Friday, October 23, 2015

A little permissions problem

So you're on Fedora 22 and you want to run the latest stable PostgreSQL release. You install the PGDG repository package and then install postgresql94-server. You decide to test it out first, so as your normal login user you run initdb and then try to start the server using pg_ctl, something you've done a hundred times before. It should "just work," right? Not this time. You examine the log file and you see it complaining like this:
could not create lock file "/var/run/postgresql/.s.PGSQL.5432.lock": Permission denied
Ouch! I've never needed that before. These files have always gone in /tmp. OK, so why is it different now we are putting them elsewhere? It turns out that the directory has been created by the RPM with permissions different from /tmp, and only the postgres user can write there.

My solution (which I hope our RPM maintainers adopt) was to change the permissions on the directory like this, making them the same as those of /tmp:
sudo chmod 1777 /var/run/postgresql
After that when I try to start the database everything is as expected.

Friday, October 16, 2015

How to find what's causing that error

Tom Lane just posted a terrific piece of advice about how to find what's causing an error you don't know the source of, which is worth quoting:
What I would recommend is that you get the data onto a non-production
machine where you can play around a bit more. One thing you could do
then is run a build with debug symbols, attach to the backend process
with gdb, and set a breakpoint at "errfinish". Then provoke the error,
and capture a backtrace from the call to errfinish. That would greatly
narrow things down, though it might not be enough to isolate the bug
immediately.
I normally like to have debuginfo packages installed even on production machines so I can do this sort of thing quickly.

Another thing you can try in a non-production environment is to run your test case against a build with assertions enabled and see if it trips an assertion failure. That's often a quick way of finding where problems are occurring.

Thursday, October 8, 2015

Testing on Fedora

One of the things that is nice about Fedora is how easy it is to test something very quickly. They provide a considerable number of cloud images suitable for spinning up instances fast. In my case I have a machine with Vagrant and VirtualBox installed, and when we got a complaint recently about PostgreSQL misbehaving with some glibc locales in fedora 23, I wanted to test it. After downloading the image I wanted I was able to get running with this:

vagrant box add --name=f23 Fedora-Cloud-Base-Vagrant-23_Beta-20150915.x86_64.vagrant-virtualbox.box
mkdir f23
cd f23
vagrant init f23
vagrant ssh

It took me about 5 minutes from the time I discovered the image I wanted to test to starting on setting up to build PostgreSQL on it, and most of that was download time.

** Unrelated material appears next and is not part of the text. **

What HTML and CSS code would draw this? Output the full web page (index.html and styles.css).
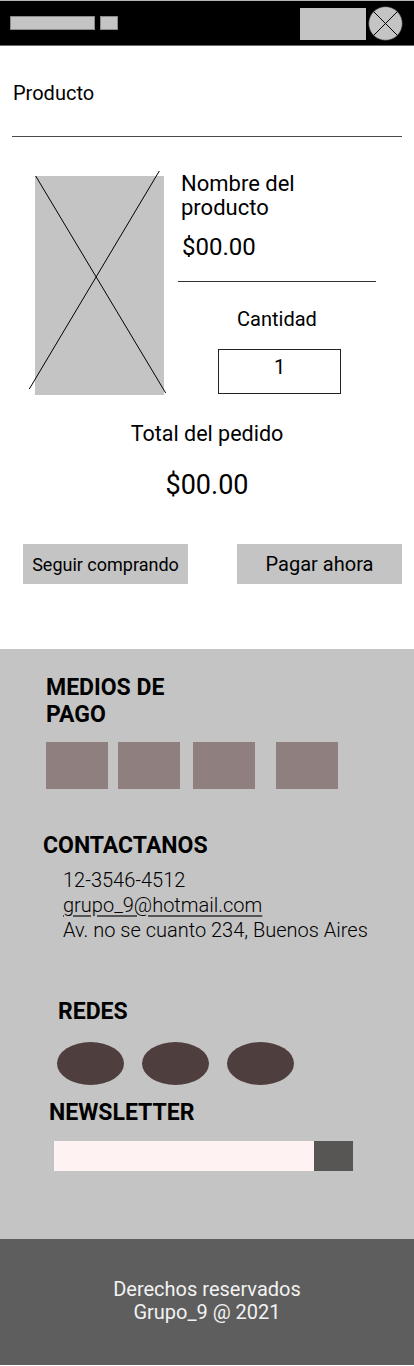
FILE: index.html
```html
<!DOCTYPE html>
<html lang="es">
<head>
<meta charset="utf-8">
<title>Carrito</title>
<link rel="stylesheet" href="styles.css">
</head>
<body>
<header class="topbar">
  <div class="topbar-left">
    <span class="bar-long"></span>
    <span class="bar-short"></span>
  </div>
  <div class="topbar-right">
    <span class="bar-box"></span>
    <svg class="close-icon" width="35" height="35" viewBox="0 0 35 35">
      <circle cx="17.5" cy="17.5" r="16.8" fill="#c4c4c4" stroke="#333" stroke-width="0.6"/>
      <line x1="5.6" y1="5.6" x2="29.4" y2="29.4" stroke="#000" stroke-width="1"/>
      <line x1="29.4" y1="5.6" x2="5.6" y2="29.4" stroke="#000" stroke-width="1"/>
    </svg>
  </div>
</header>

<main class="cart">
  <h1 class="cart-title">Producto</h1>
  <hr class="rule">

  <section class="item">
    <svg class="item-img" width="129" height="219" viewBox="0 0 129 219">
      <rect x="0" y="0" width="129" height="219" fill="#c4c4c4"/>
      <line x1="0.7" y1="0" x2="130.7" y2="217" stroke="#000" stroke-width="1"/>
      <line x1="124.3" y1="-5" x2="-5.7" y2="213" stroke="#000" stroke-width="1"/>
    </svg>
    <div class="item-info">
      <p class="item-name">Nombre del producto</p>
      <p class="item-price">$00.00</p>
      <hr class="item-rule">
      <p class="qty-label">Cantidad</p>
      <div class="qty-box">1</div>
    </div>
  </section>

  <section class="total">
    <p class="total-label">Total del pedido</p>
    <p class="total-price">$00.00</p>
  </section>

  <div class="actions">
    <button class="btn btn-small" type="button">Seguir comprando</button>
    <button class="btn" type="button">Pagar ahora</button>
  </div>
</main>

<footer class="site-footer">
  <h2 class="foot-heading heading-pay">MEDIOS DE PAGO</h2>
  <div class="pay-row">
    <span class="pay-box"></span>
    <span class="pay-box pay-2"></span>
    <span class="pay-box pay-3"></span>
    <span class="pay-box pay-4"></span>
  </div>

  <h2 class="foot-heading heading-contact">CONTACTANOS</h2>
  <ul class="contact-list">
    <li>12-3546-4512</li>
    <li><a class="mail" href="#">grupo_9@hotmail.com</a></li>
    <li>Av. no se cuanto 234, Buenos Aires</li>
  </ul>

  <h2 class="foot-heading heading-social">REDES</h2>
  <div class="social-row">
    <span class="social-dot"></span>
    <span class="social-dot"></span>
    <span class="social-dot"></span>
  </div>

  <h2 class="foot-heading heading-news">NEWSLETTER</h2>
  <form class="newsletter">
    <input class="news-input" type="email" aria-label="Email">
    <button class="news-btn" type="button" aria-label="Suscribirse"></button>
  </form>
</footer>

<div class="copyright">
  <p>Derechos reservados</p>
  <p>Grupo_9 @ 2021</p>
</div>
</body>
</html>
```

FILE: styles.css
```css
* {
  box-sizing: border-box;
}

html, body {
  margin: 0;
  padding: 0;
}

body {
  font-family: Roboto, "Liberation Sans", Arial, sans-serif;
  color: #000;
  background: #fff;
  width: 414px;
}

p, h1, h2, ul {
  margin: 0;
  padding: 0;
}

/* Top bar */
.topbar {
  height: 46px;
  background: #000;
  border-top: 1px solid #b5b5b5;
  border-bottom: 1px solid #6a6a6a;
  display: flex;
  align-items: center;
  justify-content: space-between;
  padding: 0 11px 0 10px;
}

.topbar-left {
  display: flex;
  align-items: center;
  gap: 5px;
}

.bar-long,
.bar-short {
  display: block;
  height: 14px;
  background: #c4c4c4;
  border: 1px solid #8a8a8a;
}

.bar-long { width: 85px; }
.bar-short { width: 18px; }

.topbar-right {
  display: flex;
  align-items: center;
  gap: 2px;
}

.bar-box {
  display: block;
  width: 66px;
  height: 32px;
  background: #c4c4c4;
  margin-top: 1px;
}

.close-icon {
  display: block;
}

/* Cart */
.cart {
  padding-bottom: 65px;
}

.cart-title {
  font-size: 20px;
  line-height: 24px;
  font-weight: 400;
  margin-top: 35px;
  padding-left: 13px;
}

.rule {
  margin: 31px 12px 0;
  border: 0;
  height: 1px;
  background: #4a4a4a;
}

.item {
  display: flex;
  align-items: flex-start;
  margin-top: 35px;
  padding-left: 35px;
  gap: 14px;
}

.item-img {
  display: block;
  overflow: visible;
  margin-top: 4px;
  flex: none;
}

.item-info {
  width: 198px;
  text-align: center;
}

.item-name {
  text-align: left;
  font-size: 22px;
  line-height: 24px;
  padding-left: 3px;
  max-width: 150px;
}

.item-price {
  text-align: left;
  font-size: 24px;
  line-height: 28px;
  margin-top: 13px;
  padding-left: 4px;
}

.item-rule {
  margin: 20px 0 0;
  border: 0;
  height: 1px;
  background: #333;
}

.qty-label {
  font-size: 20px;
  line-height: 24px;
  margin-top: 25px;
}

.qty-box {
  width: 123px;
  height: 45px;
  margin: 18px 0 0 40px;
  border: 1px solid #222;
  font-size: 20px;
  line-height: 34px;
  text-align: center;
}

.total {
  text-align: center;
  margin-top: 26px;
}

.total-label {
  font-size: 21.5px;
  line-height: 26px;
}

.total-price {
  font-size: 27px;
  line-height: 32px;
  margin-top: 22px;
}

.actions {
  display: flex;
  justify-content: space-between;
  margin-top: 43px;
  padding: 0 12px 0 23px;
}

.btn {
  width: 165px;
  height: 40px;
  border: 0;
  background: #c4c4c4;
  font-family: Roboto, "Liberation Sans", Arial, sans-serif;
  font-size: 20px;
  color: #000;
  padding: 0;
  display: flex;
  align-items: center;
  justify-content: center;
}

.btn-small {
  font-size: 18px;
}

/* Footer */
.site-footer {
  background: #c4c4c4;
  padding: 26px 0 68px;
}

.foot-heading {
  font-size: 23px;
  line-height: 26.5px;
  font-weight: 700;
}

.heading-pay {
  margin-left: 46px;
  max-width: 150px;
}

.pay-row {
  display: flex;
  margin: 14px 0 0 46px;
}

.pay-box {
  display: block;
  width: 62px;
  height: 47px;
  background: #8f7f7f;
}

.pay-2 { margin-left: 10px; }
.pay-3 { margin-left: 13px; }
.pay-4 { margin-left: 21px; }

.heading-contact {
  margin: 44px 0 0 43px;
}

.contact-list {
  list-style: none;
  margin: 8.5px 0 0 63px;
  font-size: 20px;
  line-height: 25px;
  font-weight: 300;
  color: #000;
}

.mail {
  color: #000;
  text-decoration: underline;
  text-decoration-color: #555;
  text-underline-offset: 3px;
}

.heading-social {
  margin: 55.5px 0 0 58px;
}

.social-row {
  display: flex;
  gap: 18px;
  margin: 16.5px 0 0 57px;
}

.social-dot {
  display: block;
  width: 67px;
  height: 43px;
  border-radius: 50%;
  background: #4f3e3e;
}

.heading-news {
  margin: 15.5px 0 0 49px;
}

.newsletter {
  display: flex;
  margin: 14.5px 0 0 54px;
}

.news-input {
  width: 260px;
  height: 30px;
  border: 0;
  background: #fff2f2;
  padding: 0;
  margin: 0;
}

.news-btn {
  width: 39px;
  height: 30px;
  border: 0;
  background: #585555;
  padding: 0;
  margin: 0;
}

.copyright {
  background: #5e5e5e;
  color: #f2f2f2;
  text-align: center;
  font-size: 20px;
  line-height: 23px;
  padding: 39px 0 41px;
}
```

Redis FDW doesn't suport Redis Cluster

Redis Cluster is a way of sharding data across a group of federated Redis nodes. I was asked recently if this is supported by the Redis Foreign Data Wrapper. Unfortunately, the answer is "No." The Redis site coyly states that "At this stage one of the problems with Redis Cluster is the lack of client libraries implementations." What they don't mention is that their own C client library, hiredis, has no support for it at all, happily reporting back redirects to the client rather than following them. It's rather as if a web client library refused to follow an HTTP redirect. The Redis FDW is based on hiredis, so as the library doesn't support Redis Cluster, neither do we. Of course, at the expense of very large amounts of code we could make the FDW handle it, but this seems quite wrong architecturally. The FDW should not have to know or care that the Redis server it's connected to is sharded.

Friday, October 2, 2015

Keep your configs under version control

A conversation yesterday with a client: "What changes were made in the PostgreSQL configs?" "I don't recall exactly." This is why you should keep all the configs under version control, and have a regular monitoring check that the controlled version is the same as the operating version, so if someone makes a manual change without checking it in the monitoring alarm will go off.

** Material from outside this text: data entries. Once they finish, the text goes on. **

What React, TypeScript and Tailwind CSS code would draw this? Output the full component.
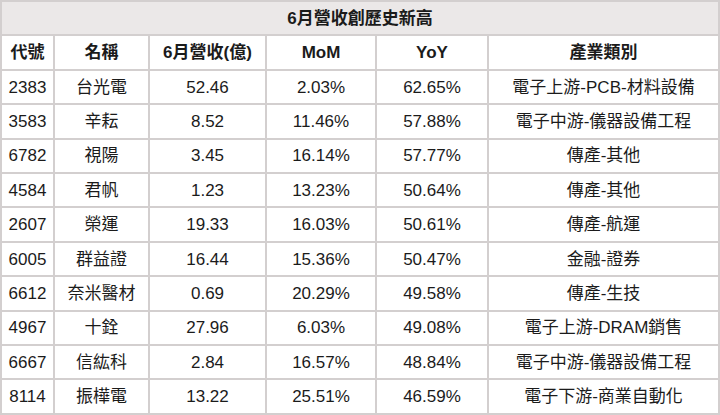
import React from "react";

const rows: [string, string, string, string, string, string][] = [
  ["2383", "台光電", "52.46", "2.03%", "62.65%", "電子上游-PCB-材料設備"],
  ["3583", "辛耘", "8.52", "11.46%", "57.88%", "電子中游-儀器設備工程"],
  ["6782", "視陽", "3.45", "16.14%", "57.77%", "傳產-其他"],
  ["4584", "君帆", "1.23", "13.23%", "50.64%", "傳產-其他"],
  ["2607", "榮運", "19.33", "16.03%", "50.61%", "傳產-航運"],
  ["6005", "群益證", "16.44", "15.36%", "50.47%", "金融-證券"],
  ["6612", "奈米醫材", "0.69", "20.29%", "49.58%", "傳產-生技"],
  ["4967", "十銓", "27.96", "6.03%", "49.08%", "電子上游-DRAM銷售"],
  ["6667", "信紘科", "2.84", "16.57%", "48.84%", "電子中游-儀器設備工程"],
  ["8114", "振樺電", "13.22", "25.51%", "46.59%", "電子下游-商業自動化"],
];

const headers = ["代號", "名稱", "6月營收(億)", "MoM", "YoY", "產業類別"];

export default function App() {
  return (
    <div
      className="w-[720px] h-[415px] bg-white text-[#1b1b1b] overflow-hidden"
      style={{ fontFamily: '"Liberation Sans", Arial, "Noto Sans CJK TC", sans-serif' }}
    >
      <table className="w-[720px] h-[415px] table-fixed border-collapse border-2 border-[#d3cfcf] text-[17px] leading-none">
        <colgroup>
          <col className="w-[53px]" />
          <col className="w-[95px]" />
          <col className="w-[117px]" />
          <col className="w-[110px]" />
          <col className="w-[112px]" />
          <col />
        </colgroup>
        <tbody>
          <tr className="h-[33px] bg-[#ebe8e8]">
            <td colSpan={6} className="border-2 border-[#d3cfcf] text-center font-bold p-0">
              6月營收創歷史新高
            </td>
          </tr>
          <tr className="h-[33px]">
            {headers.map((h) => (
              <td key={h} className="border-2 border-[#d3cfcf] text-center font-bold p-0">
                {h}
              </td>
            ))}
          </tr>
          {rows.map((r) => (
            <tr key={r[0]} className="h-[33px]">
              {r.map((c, i) => (
                <td key={i} className="border-2 border-[#d3cfcf] text-center p-0 whitespace-nowrap">
                  {c}
                </td>
              ))}
            </tr>
          ))}
        </tbody>
      </table>
    </div>
  );
}
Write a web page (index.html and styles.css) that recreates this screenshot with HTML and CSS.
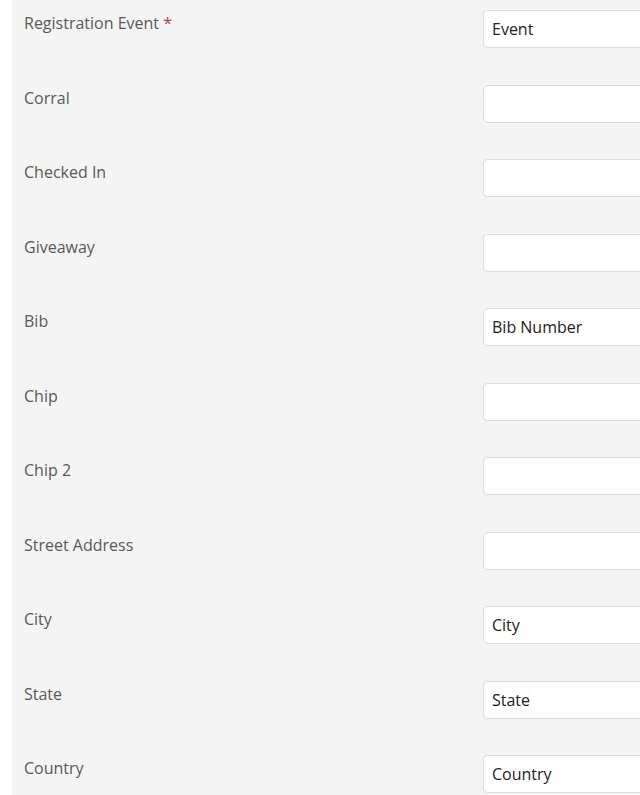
FILE: index.html
```html
<!DOCTYPE html>
<html lang="en">
<head>
  <meta charset="UTF-8">
  <meta name="viewport" content="width=device-width, initial-scale=1.0">
  <title>Registration</title>
  <link rel="stylesheet" href="styles.css">
</head>
<body>
  <div class="panel">
    <div class="form-row">
      <label for="event">Registration Event <span class="required">*</span></label>
      <input id="event" type="text" value="Event">
    </div>
    <div class="form-row">
      <label for="corral">Corral</label>
      <input id="corral" type="text">
    </div>
    <div class="form-row">
      <label for="checked-in">Checked In</label>
      <input id="checked-in" type="text">
    </div>
    <div class="form-row">
      <label for="giveaway">Giveaway</label>
      <input id="giveaway" type="text">
    </div>
    <div class="form-row">
      <label for="bib">Bib</label>
      <input id="bib" type="text" value="Bib Number">
    </div>
    <div class="form-row">
      <label for="chip">Chip</label>
      <input id="chip" type="text">
    </div>
    <div class="form-row">
      <label for="chip-2">Chip 2</label>
      <input id="chip-2" type="text">
    </div>
    <div class="form-row">
      <label for="street">Street Address</label>
      <input id="street" type="text">
    </div>
    <div class="form-row">
      <label for="city">City</label>
      <input id="city" type="text" value="City">
    </div>
    <div class="form-row">
      <label for="state">State</label>
      <input id="state" type="text" value="State">
    </div>
    <div class="form-row">
      <label for="country">Country</label>
      <input id="country" type="text" value="Country">
    </div>
  </div>
</body>
</html>
```

FILE: styles.css
```css
html, body {
  overflow: hidden;
}
body {
  margin: 0;
  padding-left: 12px;
  background-color: #fff;
  font-family: "Open Sans", "Noto Sans", Arial, sans-serif;
  font-size: 16px;
}
.panel {
  background-color: #f4f4f4;
  padding: 10px 0 0 12px;
  width: 800px;
}
.form-row {
  display: grid;
  grid-template-columns: 459px 300px;
  height: 74.5px;
  align-items: start;
}
.form-row label {
  color: #595959;
  line-height: 24px;
  padding-top: 1px;
}
.required {
  color: #a94442;
}
.form-row input {
  height: 38px;
  box-sizing: border-box;
  border: 1px solid #dcdcdc;
  border-radius: 4px;
  background: #fff;
  padding: 0 8px;
  font-family: inherit;
  font-size: 16px;
  color: #222;
}
```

If you keep your config in the data directory, in the default PostgreSQL style, probably the simplest way to do this is to create a git repository with a symbolic link to the data directory and a .gitignore that ignores everything in the data directory but the config files. The add the config files and you're done. If you keep the config files separately, as Debian does, then you can probably just create a git repository right in the config directory if you don't already have one at a higher level.

I have been guilty of not doing this in the past, but I have come to the strong conclusion that this should be a part of standard best practice.

Update

My attention has been drawn to etckeeper, which makes handling this super simple when you're using Debian-style config setups. It's available both for Debian and for RedHat-ish systems, as well as possibly others.